◆ **AIM**
Reproduce the data exactly and drop any pictures it holds.

◆ **DATA PROVIDED**
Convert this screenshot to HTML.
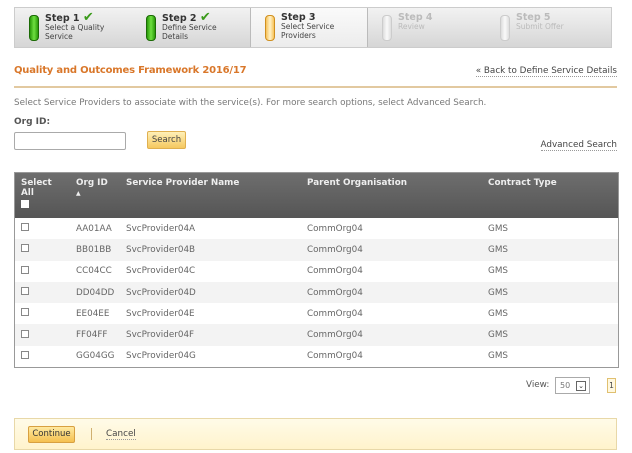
<!DOCTYPE html>
<html><head><style>
*{margin:0;padding:0;box-sizing:border-box}
body{width:632px;height:453px;background:#fff;font-family:"DejaVu Sans","Liberation Sans",sans-serif;position:relative;overflow:hidden;color:#555}
.a{position:absolute}
.steps{left:14px;top:7px;width:598px;height:41px;border:1px solid #ccc;background:linear-gradient(#f2f2f2,#d6d6d6);}
.st{position:absolute;top:0;height:39px;width:118px;font-size:7.5px;line-height:8.5px;color:#444}
.st b{font-size:9.5px;display:block;line-height:11px;margin-top:4px;color:#333}
.pill{position:absolute;left:14px;top:7px;width:10px;height:26px;border-radius:4px}
.txt{position:absolute;left:30px;top:0}
.g{background:linear-gradient(90deg,#2a9a0a,#6fe040,#2a9a0a);border:1px solid #1b6a05}
.o{background:linear-gradient(90deg,#f7c35a,#fff1c8,#f7c35a);border:1px solid #d09020}
.w{background:linear-gradient(90deg,#ddd,#fafafa,#ddd);border:1px solid #ccc}
.ck{color:#3a9a1a;font-size:13px}
table{border-collapse:collapse;width:603px;font-size:8.8px}
th{color:#eee;text-align:left;font-weight:bold;vertical-align:top;padding:5px 0 0 6px;height:45px;background:linear-gradient(#6e6e6e,#555)}
td{height:21.3px;padding-left:6px;color:#666}
tr:nth-child(odd) td{background:#f3f3f3}
.cb{display:inline-block;width:8px;height:8px;border:1px solid #888;background:#fff}
</style></head><body>
<div class="a steps">
 <div class="st" style="left:0"><div class="pill g"></div><div class="txt"><b>Step 1 <span class="ck">✔</span></b>Select a Quality<br>Service</div></div>
 <div class="st" style="left:117px"><div class="pill g"></div><div class="txt"><b>Step 2 <span class="ck">✔</span></b>Define Service<br>Details</div></div>
 <div class="st" style="left:235px;width:118px;background:linear-gradient(#fafafa,#ececec);border-left:1px solid #bbb;border-right:1px solid #bbb"><div class="pill o"></div><div class="txt"><b>Step 3</b>Select Service<br>Providers</div></div>
 <div class="st" style="left:353px;color:#bbb"><div class="pill w"></div><div class="txt"><b style="color:#bbb">Step 4</b>Review</div></div>
 <div class="st" style="left:471px;color:#bbb"><div class="pill w"></div><div class="txt"><b style="color:#bbb">Step 5</b>Submit Offer</div></div>
</div>
<div class="a" style="left:14px;top:65px;font-size:10px;font-weight:bold;color:#d9772a;letter-spacing:-0.2px">Quality and Outcomes Framework 2016/17</div>
<div class="a" style="right:15px;top:66px;font-size:8.8px;color:#444;border-bottom:1px dotted #999">« Back to Define Service Details</div>
<div class="a" style="left:14px;top:86px;width:603px;height:2px;background:#e2c9a0"></div>
<div class="a" style="left:14px;top:98px;font-size:8.8px;color:#777">Select Service Providers to associate with the service(s). For more search options, select Advanced Search.</div>
<div class="a" style="left:14px;top:117px;font-size:9px;font-weight:bold;color:#555">Org ID:</div>
<div class="a" style="left:14px;top:132px;width:112px;height:18px;border:1px solid #aaa;border-radius:2px"></div>
<div class="a" style="left:147px;top:131px;width:39px;height:18px;border:1px solid #e0b050;border-radius:2px;background:linear-gradient(#fff0b8,#f5c860);font-size:8.5px;text-align:center;line-height:16px;color:#444">Search</div>
<div class="a" style="right:15px;top:140px;font-size:8.8px;color:#444;border-bottom:1px dotted #999">Advanced Search</div>
<div class="a" style="left:14px;top:172px;border:1px solid #999">
<table>
<tr><th style="width:55px">Select<br>All<br><span class="cb" style="border:none;margin-top:2px"></span></th><th style="width:50px">Org ID<br><span style="font-size:6px">▲</span></th><th style="width:181px">Service Provider Name</th><th style="width:181px">Parent Organisation</th><th>Contract Type</th></tr>
<tr><td><span class="cb"></span></td><td>AA01AA</td><td>SvcProvider04A</td><td>CommOrg04</td><td>GMS</td></tr>
<tr><td><span class="cb"></span></td><td>BB01BB</td><td>SvcProvider04B</td><td>CommOrg04</td><td>GMS</td></tr>
<tr><td><span class="cb"></span></td><td>CC04CC</td><td>SvcProvider04C</td><td>CommOrg04</td><td>GMS</td></tr>
<tr><td><span class="cb"></span></td><td>DD04DD</td><td>SvcProvider04D</td><td>CommOrg04</td><td>GMS</td></tr>
<tr><td><span class="cb"></span></td><td>EE04EE</td><td>SvcProvider04E</td><td>CommOrg04</td><td>GMS</td></tr>
<tr><td><span class="cb"></span></td><td>FF04FF</td><td>SvcProvider04F</td><td>CommOrg04</td><td>GMS</td></tr>
<tr><td><span class="cb"></span></td><td>GG04GG</td><td>SvcProvider04G</td><td>CommOrg04</td><td>GMS</td></tr>
</table></div>
<div class="a" style="left:526px;top:380px;font-size:8.8px;color:#555">View:</div>
<div class="a" style="left:555px;top:377px;width:35px;height:17px;border:1px solid #aaa;font-size:8px;color:#777;padding:3px 0 0 4px">50<span style="position:absolute;right:3px;top:3px;width:10px;height:10px;border:1px solid #666;font-size:7px;line-height:8px;text-align:center;color:#333">⌄</span></div>
<div class="a" style="left:607px;top:378px;width:9px;height:15px;border:1px solid #e0c070;background:#fff8e0;font-size:7.5px;text-align:center;line-height:13px;color:#444">1</div>
<div class="a" style="left:14px;top:418px;width:603px;height:32px;border:1px solid #e8d8a8;background:linear-gradient(#fffbe8,#fff3cc)"></div>
<div class="a" style="left:28px;top:426px;width:47px;height:17px;border:1px solid #d8a040;border-radius:2px;background:linear-gradient(#ffe9a0,#f5c050);font-size:8.5px;text-align:center;line-height:15px;color:#333">Continue</div>
<div class="a" style="left:91px;top:428px;width:1px;height:12px;background:#d0b070"></div>
<div class="a" style="left:106px;top:429px;font-size:8.8px;color:#444;border-bottom:1px dotted #999">Cancel</div>
</body></html>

◆ **RESULT OF THE EXERCISE**
Convert this screenshot to HTML.
<!DOCTYPE html>
<html><head><style>
*{margin:0;padding:0;box-sizing:border-box}
body{width:632px;height:453px;background:#fff;font-family:"DejaVu Sans","Liberation Sans",sans-serif;position:relative;overflow:hidden;color:#555}
.a{position:absolute}
.steps{left:14px;top:7px;width:598px;height:41px;border:1px solid #ccc;background:linear-gradient(#f2f2f2,#d6d6d6);}
.st{position:absolute;top:0;height:39px;width:118px;font-size:7.5px;line-height:8.5px;color:#444}
.st b{font-size:9.5px;display:block;line-height:11px;margin-top:4px;color:#333}
.pill{position:absolute;left:14px;top:7px;width:10px;height:26px;border-radius:4px}
.txt{position:absolute;left:30px;top:0}
.g{background:linear-gradient(90deg,#2a9a0a,#6fe040,#2a9a0a);border:1px solid #1b6a05}
.o{background:linear-gradient(90deg,#f7c35a,#fff1c8,#f7c35a);border:1px solid #d09020}
.w{background:linear-gradient(90deg,#ddd,#fafafa,#ddd);border:1px solid #ccc}
.ck{color:#3a9a1a;font-size:13px}
table{border-collapse:collapse;width:603px;font-size:8.8px}
th{color:#eee;text-align:left;font-weight:bold;vertical-align:top;padding:5px 0 0 6px;height:45px;background:linear-gradient(#6e6e6e,#555)}
td{height:21.3px;padding-left:6px;color:#666}
tr:nth-child(odd) td{background:#f3f3f3}
.cb{display:inline-block;width:8px;height:8px;border:1px solid #888;background:#fff}
</style></head><body>
<div class="a steps">
 <div class="st" style="left:0"><div class="pill g"></div><div class="txt"><b>Step 1 <span class="ck">✔</span></b>Select a Quality<br>Service</div></div>
 <div class="st" style="left:117px"><div class="pill g"></div><div class="txt"><b>Step 2 <span class="ck">✔</span></b>Define Service<br>Details</div></div>
 <div class="st" style="left:235px;width:118px;background:linear-gradient(#fafafa,#ececec);border-left:1px solid #bbb;border-right:1px solid #bbb"><div class="pill o"></div><div class="txt"><b>Step 3</b>Select Service<br>Providers</div></div>
 <div class="st" style="left:353px;color:#bbb"><div class="pill w"></div><div class="txt"><b style="color:#bbb">Step 4</b>Review</div></div>
 <div class="st" style="left:471px;color:#bbb"><div class="pill w"></div><div class="txt"><b style="color:#bbb">Step 5</b>Submit Offer</div></div>
</div>
<div class="a" style="left:14px;top:65px;font-size:10px;font-weight:bold;color:#d9772a;letter-spacing:-0.2px">Quality and Outcomes Framework 2016/17</div>
<div class="a" style="right:15px;top:66px;font-size:8.8px;color:#444;border-bottom:1px dotted #999">« Back to Define Service Details</div>
<div class="a" style="left:14px;top:86px;width:603px;height:2px;background:#e2c9a0"></div>
<div class="a" style="left:14px;top:98px;font-size:8.8px;color:#777">Select Service Providers to associate with the service(s). For more search options, select Advanced Search.</div>
<div class="a" style="left:14px;top:117px;font-size:9px;font-weight:bold;color:#555">Org ID:</div>
<div class="a" style="left:14px;top:132px;width:112px;height:18px;border:1px solid #aaa;border-radius:2px"></div>
<div class="a" style="left:147px;top:131px;width:39px;height:18px;border:1px solid #e0b050;border-radius:2px;background:linear-gradient(#fff0b8,#f5c860);font-size:8.5px;text-align:center;line-height:16px;color:#444">Search</div>
<div class="a" style="right:15px;top:140px;font-size:8.8px;color:#444;border-bottom:1px dotted #999">Advanced Search</div>
<div class="a" style="left:14px;top:172px;border:1px solid #999">
<table>
<tr><th style="width:55px">Select<br>All<br><span class="cb" style="border:none;margin-top:2px"></span></th><th style="width:50px">Org ID<br><span style="font-size:6px">▲</span></th><th style="width:181px">Service Provider Name</th><th style="width:181px">Parent Organisation</th><th>Contract Type</th></tr>
<tr><td><span class="cb"></span></td><td>AA01AA</td><td>SvcProvider04A</td><td>CommOrg04</td><td>GMS</td></tr>
<tr><td><span class="cb"></span></td><td>BB01BB</td><td>SvcProvider04B</td><td>CommOrg04</td><td>GMS</td></tr>
<tr><td><span class="cb"></span></td><td>CC04CC</td><td>SvcProvider04C</td><td>CommOrg04</td><td>GMS</td></tr>
<tr><td><span class="cb"></span></td><td>DD04DD</td><td>SvcProvider04D</td><td>CommOrg04</td><td>GMS</td></tr>
<tr><td><span class="cb"></span></td><td>EE04EE</td><td>SvcProvider04E</td><td>CommOrg04</td><td>GMS</td></tr>
<tr><td><span class="cb"></span></td><td>FF04FF</td><td>SvcProvider04F</td><td>CommOrg04</td><td>GMS</td></tr>
<tr><td><span class="cb"></span></td><td>GG04GG</td><td>SvcProvider04G</td><td>CommOrg04</td><td>GMS</td></tr>
</table></div>
<div class="a" style="left:526px;top:380px;font-size:8.8px;color:#555">View:</div>
<div class="a" style="left:555px;top:377px;width:35px;height:17px;border:1px solid #aaa;font-size:8px;color:#777;padding:3px 0 0 4px">50<span style="position:absolute;right:3px;top:3px;width:10px;height:10px;border:1px solid #666;font-size:7px;line-height:8px;text-align:center;color:#333">⌄</span></div>
<div class="a" style="left:607px;top:378px;width:9px;height:15px;border:1px solid #e0c070;background:#fff8e0;font-size:7.5px;text-align:center;line-height:13px;color:#444">1</div>
<div class="a" style="left:14px;top:418px;width:603px;height:32px;border:1px solid #e8d8a8;background:linear-gradient(#fffbe8,#fff3cc)"></div>
<div class="a" style="left:28px;top:426px;width:47px;height:17px;border:1px solid #d8a040;border-radius:2px;background:linear-gradient(#ffe9a0,#f5c050);font-size:8.5px;text-align:center;line-height:15px;color:#333">Continue</div>
<div class="a" style="left:91px;top:428px;width:1px;height:12px;background:#d0b070"></div>
<div class="a" style="left:106px;top:429px;font-size:8.8px;color:#444;border-bottom:1px dotted #999">Cancel</div>
</body></html>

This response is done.